Harapan dari Legislatif
“Dagelan Mataram ini adalah warisan budaya tak benda yang harus kita jaga, karena di dalamnya ada sejarah, seni, dan identitas Jogja,” ujar Fajar Gegana, S.T. Anggota Komisi D di DPRD DIY. Menurutnya penyelenggaraan Festival Dagelan Mataram masih sangat mungkin dihidupkan kembali asalkan ada regulasi dan anggaran yang jelas, misalnya melalui nomenklatur di dinas terkait atau dana keistimewaan.

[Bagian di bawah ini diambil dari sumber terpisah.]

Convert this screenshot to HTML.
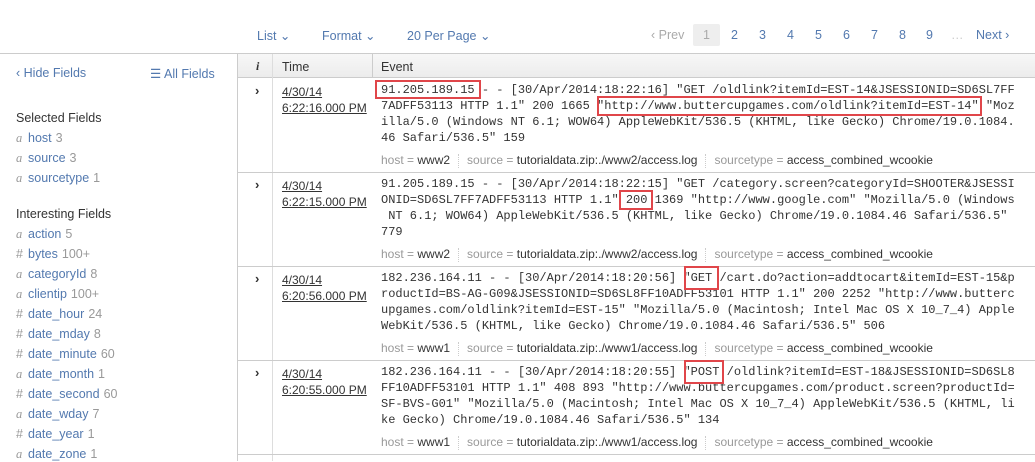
<!DOCTYPE html>
<html><head><meta charset="utf-8"><style>
*{margin:0;padding:0;box-sizing:border-box}
body{width:1035px;height:461px;overflow:hidden;background:#fff;font-family:"Liberation Sans",sans-serif;font-size:12px;color:#333;position:relative}
.a{position:absolute;white-space:nowrap}
.blue{color:#5379af}
.g{color:#999}
.tb{top:28px;font-size:12.5px;color:#5379af}
.fl{left:16px;font-size:12.5px}
.fl i{font-family:"Liberation Serif",serif;color:#999;font-style:italic;display:inline-block;width:12px}
.fl b{font-weight:normal;color:#999;display:inline-block;width:12px}
.fl span{color:#999;margin-left:4px}
.mono{font-family:"Liberation Mono",monospace;font-size:12px;line-height:16px;color:#333;white-space:pre}
.meta{font-size:12px;color:#999}
.meta s{text-decoration:none;color:#333}
.sep{display:inline-block;border-left:1px dotted #ccc;height:14px;vertical-align:middle;margin:0 8px}
.box{position:absolute;border:2px solid #e0464a}
.tm{left:282px;color:#333;font-size:12px;line-height:16px;text-decoration:underline;text-decoration-color:#333}
.chev{left:255px;font-size:13px;font-weight:bold;color:#333}
.hr{position:absolute;left:237px;width:798px;height:1px;background:#ccc}
.pg{top:28px;font-size:12.5px;color:#5379af}
</style></head><body>
<div class="a tb" style="left:257px">List ⌄</div>
<div class="a tb" style="left:322px">Format ⌄</div>
<div class="a tb" style="left:407px">20 Per Page ⌄</div>
<div class="a" style="left:693px;top:24px;width:27px;height:22px;background:#eee;border-radius:2px"></div>
<div class="a pg g" style="left:651px;color:#aaa">‹ Prev</div>
<div class="a pg" style="left:703px;color:#aaa">1</div>
<div class="a pg" style="left:731px">2</div>
<div class="a pg" style="left:759px">3</div>
<div class="a pg" style="left:787px">4</div>
<div class="a pg" style="left:815px">5</div>
<div class="a pg" style="left:843px">6</div>
<div class="a pg" style="left:871px">7</div>
<div class="a pg" style="left:899px">8</div>
<div class="a pg" style="left:926px">9</div>
<div class="a pg" style="left:951px;color:#ccc">…</div>
<div class="a pg" style="left:976px">Next ›</div>
<div class="a" style="left:0;top:53px;width:1035px;height:1px;background:#ccc"></div>
<div class="a" style="left:237px;top:54px;width:798px;height:24px;background:linear-gradient(#f7f7f7,#ececec);border-bottom:1px solid #ccc"></div>
<div class="a" style="left:237px;top:54px;width:1px;height:407px;background:#ccc"></div>
<div class="a" style="left:272px;top:54px;width:1px;height:407px;background:#ddd"></div>
<div class="a" style="left:372px;top:54px;width:1px;height:24px;background:#ccc"></div>
<div class="a" style="left:256px;top:59px;font-family:'Liberation Serif',serif;font-style:italic;font-weight:bold;font-size:12px">i</div>
<div class="a" style="left:282px;top:60px;font-size:12.5px">Time</div>
<div class="a" style="left:381px;top:60px;font-size:12.5px">Event</div>
<div class="a blue" style="left:16px;top:66px;font-size:12.5px">‹ Hide Fields</div>
<div class="a blue" style="left:150px;top:66px;font-size:12.5px">☰ All Fields</div>
<div class="a" style="left:16px;top:111px;font-size:12.5px">Selected Fields</div>
<div class="a fl blue" style="top:131px"><i>a</i>host<span>3</span></div>
<div class="a fl blue" style="top:151px"><i>a</i>source<span>3</span></div>
<div class="a fl blue" style="top:171px"><i>a</i>sourcetype<span>1</span></div>
<div class="a" style="left:16px;top:207px;font-size:12.5px">Interesting Fields</div>
<div class="a fl blue" style="top:227px"><i>a</i>action<span>5</span></div>
<div class="a fl blue" style="top:247px"><b>#</b>bytes<span>100+</span></div>
<div class="a fl blue" style="top:267px"><i>a</i>categoryId<span>8</span></div>
<div class="a fl blue" style="top:287px"><i>a</i>clientip<span>100+</span></div>
<div class="a fl blue" style="top:307px"><b>#</b>date_hour<span>24</span></div>
<div class="a fl blue" style="top:327px"><b>#</b>date_mday<span>8</span></div>
<div class="a fl blue" style="top:347px"><b>#</b>date_minute<span>60</span></div>
<div class="a fl blue" style="top:367px"><i>a</i>date_month<span>1</span></div>
<div class="a fl blue" style="top:387px"><b>#</b>date_second<span>60</span></div>
<div class="a fl blue" style="top:407px"><i>a</i>date_wday<span>7</span></div>
<div class="a fl blue" style="top:427px"><b>#</b>date_year<span>1</span></div>
<div class="a fl blue" style="top:447px"><i>a</i>date_zone<span>1</span></div>

<!-- row 1 -->
<div class="a chev" style="top:83px">›</div>
<div class="a tm" style="top:84px">4/30/14<br>6:22:16.000 PM</div>
<div class="a mono" style="left:381px;top:82px">91.205.189.15 - - [30/Apr/2014:18:22:16] "GET /oldlink?itemId=EST-14&amp;JSESSIONID=SD6SL7FF
7ADFF53113 HTTP 1.1" 200 1665 "http://www.buttercupgames.com/oldlink?itemId=EST-14" "Moz
illa/5.0 (Windows NT 6.1; WOW64) AppleWebKit/536.5 (KHTML, like Gecko) Chrome/19.0.1084.
46 Safari/536.5" 159</div>
<div class="a meta" style="left:381px;top:153px">host = <s>www2</s><span class="sep"></span>source = <s>tutorialdata.zip:./www2/access.log</s><span class="sep"></span>sourcetype = <s>access_combined_wcookie</s></div>
<div class="box" style="left:375px;top:80px;width:106px;height:19px"></div>
<div class="box" style="left:597px;top:96px;width:385px;height:20px"></div>
<div class="hr" style="top:172px"></div>

<!-- row 2 -->
<div class="a chev" style="top:177px">›</div>
<div class="a tm" style="top:178px">4/30/14<br>6:22:15.000 PM</div>
<div class="a mono" style="left:381px;top:176px">91.205.189.15 - - [30/Apr/2014:18:22:15] "GET /category.screen?categoryId=SHOOTER&amp;JSESSI
ONID=SD6SL7FF7ADFF53113 HTTP 1.1" 200 1369 "http://www.google.com" "Mozilla/5.0 (Windows
 NT 6.1; WOW64) AppleWebKit/536.5 (KHTML, like Gecko) Chrome/19.0.1084.46 Safari/536.5"
779</div>
<div class="a meta" style="left:381px;top:247px">host = <s>www2</s><span class="sep"></span>source = <s>tutorialdata.zip:./www2/access.log</s><span class="sep"></span>sourcetype = <s>access_combined_wcookie</s></div>
<div class="box" style="left:619px;top:190px;width:34px;height:20px"></div>
<div class="hr" style="top:266px"></div>

<!-- row 3 -->
<div class="a chev" style="top:271px">›</div>
<div class="a tm" style="top:272px">4/30/14<br>6:20:56.000 PM</div>
<div class="a mono" style="left:381px;top:270px">182.236.164.11 - - [30/Apr/2014:18:20:56] "GET /cart.do?action=addtocart&amp;itemId=EST-15&amp;p
roductId=BS-AG-G09&amp;JSESSIONID=SD6SL8FF10ADFF53101 HTTP 1.1" 200 2252 "http://www.butterc
upgames.com/oldlink?itemId=EST-15" "Mozilla/5.0 (Macintosh; Intel Mac OS X 10_7_4) Apple
WebKit/536.5 (KHTML, like Gecko) Chrome/19.0.1084.46 Safari/536.5" 506</div>
<div class="a meta" style="left:381px;top:341px">host = <s>www1</s><span class="sep"></span>source = <s>tutorialdata.zip:./www1/access.log</s><span class="sep"></span>sourcetype = <s>access_combined_wcookie</s></div>
<div class="box" style="left:684px;top:266px;width:35px;height:24px"></div>
<div class="hr" style="top:360px"></div>

<!-- row 4 -->
<div class="a chev" style="top:365px">›</div>
<div class="a tm" style="top:366px">4/30/14<br>6:20:55.000 PM</div>
<div class="a mono" style="left:381px;top:364px">182.236.164.11 - - [30/Apr/2014:18:20:55] "POST /oldlink?itemId=EST-18&amp;JSESSIONID=SD6SL8
FF10ADFF53101 HTTP 1.1" 408 893 "http://www.buttercupgames.com/product.screen?productId=
SF-BVS-G01" "Mozilla/5.0 (Macintosh; Intel Mac OS X 10_7_4) AppleWebKit/536.5 (KHTML, li
ke Gecko) Chrome/19.0.1084.46 Safari/536.5" 134</div>
<div class="a meta" style="left:381px;top:435px">host = <s>www1</s><span class="sep"></span>source = <s>tutorialdata.zip:./www1/access.log</s><span class="sep"></span>sourcetype = <s>access_combined_wcookie</s></div>
<div class="box" style="left:684px;top:360px;width:40px;height:24px"></div>
<div class="hr" style="top:454px"></div>
</body></html>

Ia mengusulkan agar festival ini menjadi agenda tahunan yang melibatkan seluruh kabupaten dan kota di DIY. Dengan begitu, tradisi tetap terjaga sekaligus menarik minat wisatawan, baik dari dalam negeri maupun mancanegara. “Idealnya, festival ini digelar setiap tahun di semua daerah, supaya tradisi tetap hidup, wisatawan tertarik, dan para pelaku seni, baik yang muda maupun senior tetap punya panggung berkarya,” tambahnya.
Menurutnya, pelibatan pelaku seni yang lebih luas akan memotivasi generasi muda untuk ikut terlibat, sementara generasi senior tetap mendapat kesempatan tampil. Ia juga menekankan bahwa Dagelan Mataram memiliki keunikan tersendiri, mudah dikenali, dan layak dipromosikan hingga tingkat nasional.
Sarasehan ini menegaskan bahwa masa depan Dagelan Mataram bergantung pada komitmen bersama antara pelaku seni, pemerintah, dan masyarakat. Dengan dukungan regulasi, panggung yang terjadwal rutin, serta inovasi tanpa meninggalkan akar tradisi, dagelan dapat kembali menjadi “kembang lambe” yang dirindukan. Regenerasi seniman menjadi kunci, agar tawa dan pesan budaya tidak berhenti di generasi sekarang, tetapi terus hidup dan berkembang di tangan penerusnya. Di tengah derasnya hiburan modern, upaya menjaga tawa yang berakar pada kearifan lokal bukan hanya pelestarian seni, tetapi juga pelestarian identitas Yogyakarta itu sendiri.